I feel pretty damn good, actually.
Which is not really a relief because it is inevitable that I will feel too good which will compound the feeling of bad that will accompany the CT scans and blood tests and oncology appointments of three weeks in the future. I am settling into this rhythm of highs and lows but that doesn’t mean it feels good. High feels better than low, of course. But when you’re teetering so close to the edge of a precipice, it’s hard to feel good that you’re not falling to the ground. Heights can be scary and dangerous.
Nicholas Carr wrote a response to an essay by Nathan Jurgenson over at The New Inquiry (I’m not summarizing but you should read both if you haven’t yet) and while making his argument said, while it’s true that having less of a precious thing makes that precious thing seem all the more precious, that hardly means we should applaud the loss. The yearning for something slipping from our grasp should be taken as a warning, not a cause for celebration. And I thought, yes, this is the point I am constantly trying to make. He did so far more succinctly than I’ve ever been able.

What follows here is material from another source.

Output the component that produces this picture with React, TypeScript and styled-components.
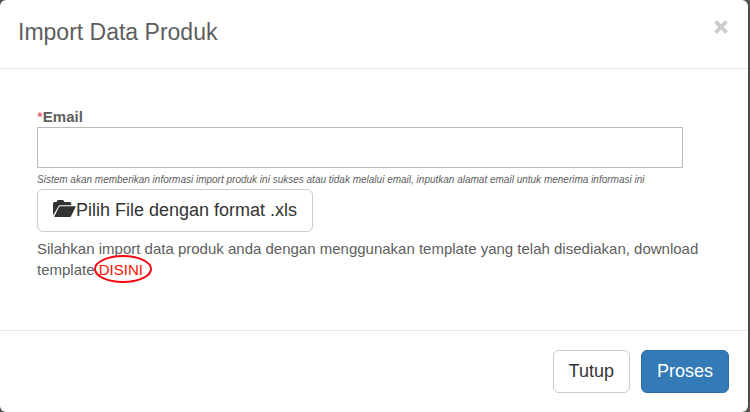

All of this is to say I don’t know what. I don’t know how to feel. I’m erratic and ecstatic and despondent simultaneously, concurrently, at once, and then not.
When I was little, I loved having a balloon tied around my wrist (from a grocery store, a party, a fair) but I never wanted to see it sink and deflate, so at some point I would take it off and hold the string between my fingers before finally letting it go and watching it float away until it was too small to see. That split second when I let the string slip, I wanted to keep the balloon and still let it go. I wanted to hold it and I wanted to watch it fly away.
I feel like I’m tangled in that moment.